The girl only nodded. “They could give us
something
,” she said, hatred harsh in her voice, and jerked her head towards the rest of the main house.

Is this what Latch felt
, Cara wondered. The wood of the only table was thick, for the chopping of vegetables and meat. There were no vegetables or meat. Cara saw only the bags of rice the women wore jealously around their necks. Cara’s family did not treat their people like this. They gave the bondmen their own places, small houses at the foot of the cliff, and gave them the same food to eat as the Important House. Surely that made a difference?

“They’ve got you too,” the girl said, dull with exhaustion and hopelessness.

“Me?”

“Hmmm. They’ll put things on your legs to make them worse. Don’t take anything from them, not even water. They’ll say you owe them money then, and that you have to work it off, and they’ll give you enough food to live on, and say you owe them for that too. If you try to run away, they cut the strings inside your legs. Or set the dogs on you. And you were off to see the world. It’s a shame.” Then she added in a sleepy voice full of wonder, “Your bandages are made of lace.”

Cara looked at the face with a woman’s eye. Desperately tired, but pretty; pretty but coarse, harsh, lips too heavy. Nice high cheekbones. Her dress was rough knotted wool, grainy and oatmeal coloured. She had not tried to dye it with berries as the other women had, a patchy purple. The girl was drifting off to sleep on her feet, as Cara watched.

“Were you born here?” Cara asked, suddenly, to wake her up.

“I think we were somewhere else when I was younger. My Ata. My brothers.” The girl’s lips curled in loathing.
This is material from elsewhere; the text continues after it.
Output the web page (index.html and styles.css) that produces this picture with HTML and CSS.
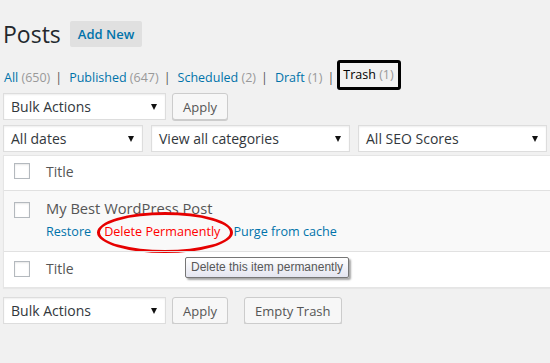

She glanced down at Cara’s naked body without shame.

“What about your brothers?” Cara asked. The girl shrugged and scuffed her feet and went silent.

Cara understood somehow that she had been beaten at times and that at times, in a house full of men who could not buy wives, all together under one rough blanket, her brothers would have used her for sex. Cara found herself asking, “When I leave here, will you come with me?”

The girl gave a bitter shrug of a laugh. “You? With your feet burned through, and no clothes, and your legs like that?” The face softened a bit. “Duhdo duhdo genzu,” she murmured.

What Cara felt was at first indistinguishable from pity. It was an ache in her heart that suddenly seemed to extend to her loins. The pale flesh seemed suddenly beautiful. Cara wanted to stroke it, to feel how smooth it was. She smiled at her new predicament. This was, she realised, how a man felt. Cara glanced down at her own legs—brown and muscular and covered only with a trace of golden hair and a small loin cloth. She thought the legs were beautiful too.

“Sit down,” Cara said to the girl.

“On you?” the girl asked, her lip curling again.

“There’s nowhere else. You’re falling asleep,” Cara reasoned.

To Cara’s surprise, the bondgirl relented. She settled slowly, like an old woman, onto Cara’s lap, and nestled her head on Cara’s male chest. “Young beautiful sirs,” she murmured. “You all turn into spiders.” Then, in an even fainter voice. “It’s the work.”

The girl was still asleep when her father found her. He was a pig of a man, if pigs are ever thin and wiry and desperate, with a long grizzled beard. “Where’s my food, girl?” he demanded, his anger kept in check by the presence of the strange young sir who, even wounded, looked large and determined enough to throw him bodily out of the house.

“She fell asleep,” Cara warned, dislike in her voice.

“A man’s got to eat, Sir,” said the girl’s father, stepping forward, stepping back, nervous, resentful, broken.